A proposito di liberarsi dalla famiglia. Non sarebbe meglio nascere orfani (kibbutzim, magari) - e, da scrittori, postumi, come si dice oggidì?



In effetti, la famiglia non è una bella cosa. Però ha un senso dire che sarebbe meglio non nascere e basta, una volta nati non importa più molto. Quanto allo scrittore postumo, posso solo dire che quello che ho scritto regolarmente si allontana da me, quindi almeno per analogia posso condividere la metafora.



L'analista si mette in cammino verso l'altro. E il letterato, verso il linguaggio?
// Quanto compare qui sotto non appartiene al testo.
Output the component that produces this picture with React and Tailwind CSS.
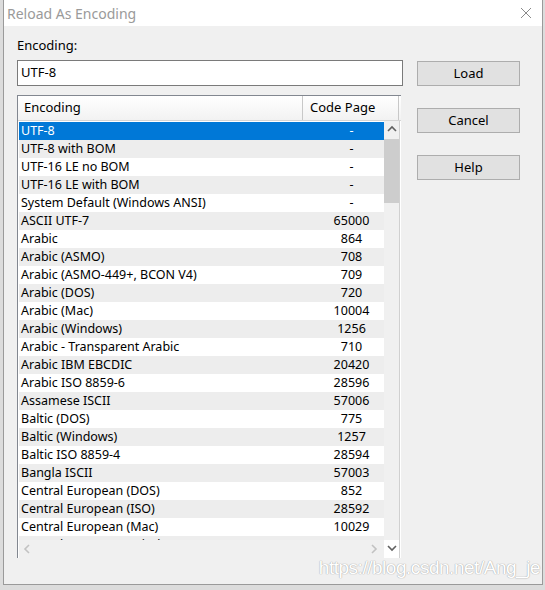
import React from 'react';

const rows = [
  ['UTF-8', '-'],
  ['UTF-8 with BOM', '-'],
  ['UTF-16 LE no BOM', '-'],
  ['UTF-16 LE with BOM', '-'],
  ['System Default (Windows ANSI)', '-'],
  ['ASCII UTF-7', '65000'],
  ['Arabic', '864'],
  ['Arabic (ASMO)', '708'],
  ['Arabic (ASMO-449+, BCON V4)', '709'],
  ['Arabic (DOS)', '720'],
  ['Arabic (Mac)', '10004'],
  ['Arabic (Windows)', '1256'],
  ['Arabic - Transparent Arabic', '710'],
  ['Arabic IBM EBCDIC', '20420'],
  ['Arabic ISO 8859-6', '28596'],
  ['Assamese ISCII', '57006'],
  ['Baltic (DOS)', '775'],
  ['Baltic (Windows)', '1257'],
  ['Baltic ISO 8859-4', '28594'],
  ['Bangla ISCII', '57003'],
  ['Central European (DOS)', '852'],
  ['Central European (ISO)', '28592'],
  ['Central European (Mac)', '10029'],
  ['Central European (Windows)', '1250'],
];

const Chevron = ({ dir, className }) => {
  const d = {
    up: 'M1 6 L5 2 L9 6',
    down: 'M1 2 L5 6 L9 2',
    left: 'M6 1 L2 5 L6 9',
    right: 'M2 1 L6 5 L2 9',
  }[dir];
  return (
    <svg width="10" height="10" viewBox="0 0 10 10" className={className}>
      <path d={d} fill="none" stroke="currentColor" strokeWidth="1.6" />
    </svg>
  );
};

const Button = ({ children }) => (
  <button className="w-[103px] h-[25px] bg-[#e1e1e1] border border-[#adadad] text-[13px] text-black">
    {children}
  </button>
);

export default function App() {
  return (
    <div
      className="w-[545px] h-[590px] bg-[#dcdcdc] overflow-hidden"
      style={{ fontFamily: '"Noto Sans", "Noto Sans CJK SC", sans-serif' }}
    >
      <div className="ml-[3px] w-[540px] h-[585px] bg-[#f0f0f0] border border-[#9a9a9a] border-t-0 relative flex flex-col">
        {/* title bar */}
        <div className="h-[26px] bg-white flex items-center justify-between pl-[3px] pr-[10px] shrink-0">
          <span className="text-[14px] text-[#9a9a9a]">Reload As Encoding</span>
          <svg width="12" height="12" viewBox="0 0 12 12">
            <path d="M1 1 L11 11 M11 1 L1 11" stroke="#8a8a8a" strokeWidth="1" />
          </svg>
        </div>

        <div className="flex pl-[13px] pt-[10px]">
          <div className="flex flex-col">
            <span className="text-[13px] text-black leading-[18px]">Encoding:</span>
            <div className="mt-[6px] w-[386px] h-[26px] bg-white border border-[#7a7a7a] flex items-center pl-[3px] text-[13px] text-black">
              UTF-8
            </div>

            {/* list */}
            <div className="mt-[9px] w-[384px] h-[463px] border-l border-t border-[#828790] bg-white flex flex-col">
              <div className="h-[25px] flex border-b border-[#d5d5d5] bg-gradient-to-b from-white to-[#f2f2f2] shrink-0">
                <div className="w-[285px] border-r border-[#c8c8c8] pl-[6px] flex items-center text-[13px] text-black">
                  Encoding
                </div>
                <div className="w-[96px] border-r border-[#c8c8c8] pl-[7px] flex items-center text-[13px] text-black">
                  Code Page
                </div>
              </div>
              <div className="flex flex-1 min-h-0">
                <div className="flex flex-col w-[366px] pl-px">
                  <div className="flex-1 min-h-0 overflow-hidden pt-px">
                    {rows.map(([name, cp], i) => (
                      <div
                        key={name}
                        className={`flex w-[381px] h-[18px] items-center text-[12.5px] ${
                          i === 0 ? 'bg-[#0078d7] text-white' : i % 2 === 1 ? 'bg-[#ededed] text-black' : 'bg-white text-black'
                        }`}
                      >
                        <div className="w-[284px] pl-[2px] whitespace-nowrap">{name}</div>
                        <div className="w-[97px] text-center">{cp}</div>
                      </div>
                    ))}
                  </div>
                  <div className="h-[18px] bg-[#f0f0f0] flex items-center justify-between px-[4px] text-[#c2c2c2] shrink-0">
                    <Chevron dir="left" />
                    <Chevron dir="right" />
                  </div>
                </div>
                <div className="w-[16px] flex flex-col bg-[#f0f0f0] border-r border-[#d0d0d0]">
                  <div className="h-[18px] flex items-center justify-center text-[#606060]">
                    <Chevron dir="up" />
                  </div>
                  <div className="h-[64px] bg-[#cdcdcd]" />
                  <div className="flex-1" />
                  <div className="h-[18px] bg-white flex items-center justify-center text-[#606060]">
                    <Chevron dir="down" />
                  </div>
                </div>
              </div>
            </div>
          </div>

          <div className="flex flex-col gap-[22px] ml-[14px] mt-[25px]">
            <Button>Load</Button>
            <Button>Cancel</Button>
            <Button>Help</Button>
          </div>
        </div>

        <div
          className="absolute right-[2px] bottom-[2px] text-[19px] text-white tracking-tight"
          style={{ fontFamily: '"Liberation Sans", sans-serif', textShadow: '0 0 1px #a8a8a8, 0 0 1px #a8a8a8' }}
        >
          https://blog.csdn.net/Ang_je
        </div>
      </div>
    </div>
  );
}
Quando Heidegger usa questa formula, parlando della poesia di Trakl, essa ha un senso perché esprime proprio la sua esperienza di filosofo in quel momento della sua vita. Ma che senso ha ripetere a pappagallo la formula di Heidegger, senza tutte le sue premesse? Tanto vale dire che il letterato è in cammino verso il cesso.



L'analisi si occupa dell'indicibile, dell'innominabile. La letteratura nel senso più vasto, quand'è buona ("Il manifesto del partito comunista", i "Tropici", "Lolita", "Un soffio al cuore", Calvino e Fenoglio sulla Resistenza, "Accattone","Il paese dei celestini", "Dalla parte delle bambine", "Porci con le ali") non contribuisce a far dire ciò di cui si dovrebbe tacere? Dunque, non decongestiona la psiche umana?
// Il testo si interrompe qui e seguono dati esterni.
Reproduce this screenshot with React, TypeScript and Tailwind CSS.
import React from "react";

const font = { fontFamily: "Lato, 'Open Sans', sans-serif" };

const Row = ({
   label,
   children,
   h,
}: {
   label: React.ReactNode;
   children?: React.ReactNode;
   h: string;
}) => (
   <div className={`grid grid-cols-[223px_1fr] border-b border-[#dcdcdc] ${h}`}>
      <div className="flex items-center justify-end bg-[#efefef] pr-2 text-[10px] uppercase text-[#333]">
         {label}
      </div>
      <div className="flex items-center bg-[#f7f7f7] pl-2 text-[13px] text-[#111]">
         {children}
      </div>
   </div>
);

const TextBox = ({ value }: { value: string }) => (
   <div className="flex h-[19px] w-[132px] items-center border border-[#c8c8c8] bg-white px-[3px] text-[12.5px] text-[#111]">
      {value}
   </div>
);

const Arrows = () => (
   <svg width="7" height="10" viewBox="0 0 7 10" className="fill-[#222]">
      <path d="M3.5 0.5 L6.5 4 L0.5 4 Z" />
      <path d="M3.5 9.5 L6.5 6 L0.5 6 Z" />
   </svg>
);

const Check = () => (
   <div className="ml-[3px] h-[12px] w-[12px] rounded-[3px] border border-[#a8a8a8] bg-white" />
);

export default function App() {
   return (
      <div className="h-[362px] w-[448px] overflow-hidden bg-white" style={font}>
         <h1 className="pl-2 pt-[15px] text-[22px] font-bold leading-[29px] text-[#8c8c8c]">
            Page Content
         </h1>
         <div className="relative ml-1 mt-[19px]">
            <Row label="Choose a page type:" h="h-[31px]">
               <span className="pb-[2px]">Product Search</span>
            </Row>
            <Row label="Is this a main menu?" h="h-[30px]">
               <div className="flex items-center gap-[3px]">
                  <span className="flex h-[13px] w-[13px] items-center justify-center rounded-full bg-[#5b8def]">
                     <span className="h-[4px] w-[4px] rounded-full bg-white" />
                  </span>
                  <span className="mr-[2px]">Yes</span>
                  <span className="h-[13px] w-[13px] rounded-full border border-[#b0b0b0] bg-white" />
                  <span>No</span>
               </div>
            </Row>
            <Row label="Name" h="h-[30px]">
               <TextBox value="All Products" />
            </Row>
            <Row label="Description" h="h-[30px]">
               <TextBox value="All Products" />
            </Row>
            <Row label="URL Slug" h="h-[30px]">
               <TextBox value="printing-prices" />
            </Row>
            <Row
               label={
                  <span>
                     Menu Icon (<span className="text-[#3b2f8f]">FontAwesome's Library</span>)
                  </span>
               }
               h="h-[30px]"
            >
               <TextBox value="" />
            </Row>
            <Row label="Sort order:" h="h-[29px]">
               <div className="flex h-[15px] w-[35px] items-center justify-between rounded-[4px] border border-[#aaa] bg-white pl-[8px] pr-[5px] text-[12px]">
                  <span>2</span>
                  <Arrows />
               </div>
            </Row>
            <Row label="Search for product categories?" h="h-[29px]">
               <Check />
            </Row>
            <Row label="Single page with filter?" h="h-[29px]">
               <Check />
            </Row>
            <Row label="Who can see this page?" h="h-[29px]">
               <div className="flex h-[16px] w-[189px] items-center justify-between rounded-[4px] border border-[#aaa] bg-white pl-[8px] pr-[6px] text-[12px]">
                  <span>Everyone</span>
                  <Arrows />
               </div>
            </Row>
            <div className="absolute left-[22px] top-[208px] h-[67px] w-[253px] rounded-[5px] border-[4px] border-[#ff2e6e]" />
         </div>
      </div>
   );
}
Non ho mai avuto un'idea precisa degli scopi della letteratura, né mia né altrui. Certo, a me piace ogni tanto dire cose che possono risultare imbarazzanti, ma non è quello il mio interesse principale. La presenza di un certo margine di indicibile è qualcosa che fa parte della percezione che qualunque scrittore ha del linguaggio. Ma il linguaggio non è, credo, l'esatto contrario dell'indicibile. Nn determinate condizioni, come quelle che si sviluppano nel discorso poetico (inteso in senso largo e comprensivo anche di certa prosa) il linguaggio semmai mi sembra il custode, il nascondiglio dell'indicibile.



Dei nomi: Giosetta Fioroni, Tommaso Pincio, Tommaso Giartosio, Mario Fortunato.
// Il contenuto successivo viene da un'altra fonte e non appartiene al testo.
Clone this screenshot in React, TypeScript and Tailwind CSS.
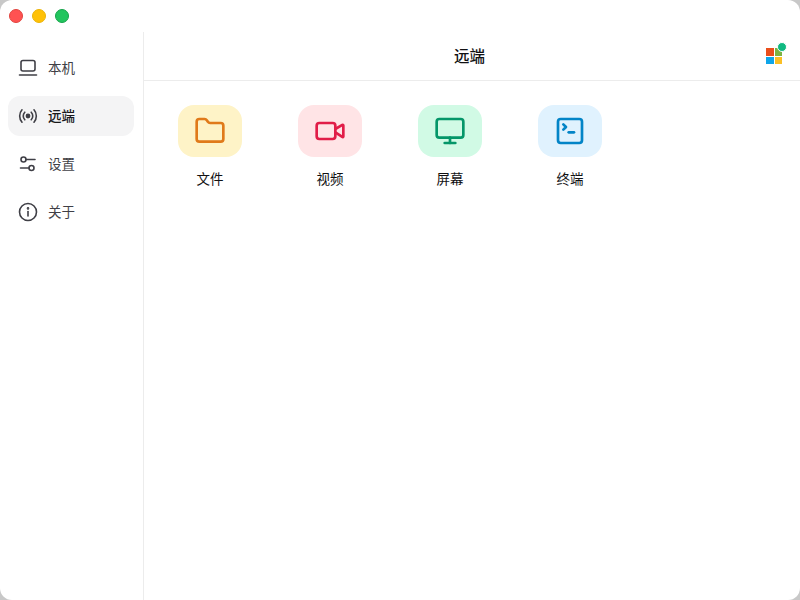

Che devo dire ? li conosco tutti e quattro, a vari gradi di stima ed amicizia. Giartosio lo conosco fin da bambino.



Dei cognomi: Sereni, Gozzano, Proust, fra' Michele Minorita - e almeno altri due che ti senti di citare.



Non riesco a scorgere nessun legame tra questi cognomi, mi dispiace. Ma cos'è, una specie di gioco?



Da critico: la letteratura e la critica italiane, di che salute godono?



Non è che leggo abbastanza da giudicare. Non per snobismo: è che proprio non ho tempo, leggo i libri che mi servono per i lavori che faccio e poco altro, non leggo mai per svago, o per curiosità, mi fa troppa fatica. Quando ero più giovane ero più informato. Mi piace la poesia, la seguo molto. Potrà anche essere in un cattivo stato di salute, ma non direi che in Francia o in Inghilterra va meglio, allora. Insomma, i grandi scrittori sono sempre stati pochissimi. E poi, di queste cose epocali non mi interesso più.



Dopo i quaranta, il critico non dovrebbe occuparsi di avanguardie, ma dei poeti elisabettiani. Lo dice - più o meno - Eco. Che ne pensi?



Credo che Eco sappia bene che anche i poeti elisabettiani erano una specie di avanguardia. Semmai, dopo i quaranta, il critico deve accettare la penuria delle cose davvero supreme, che per essere tali sono poche, e difficili da comprendere.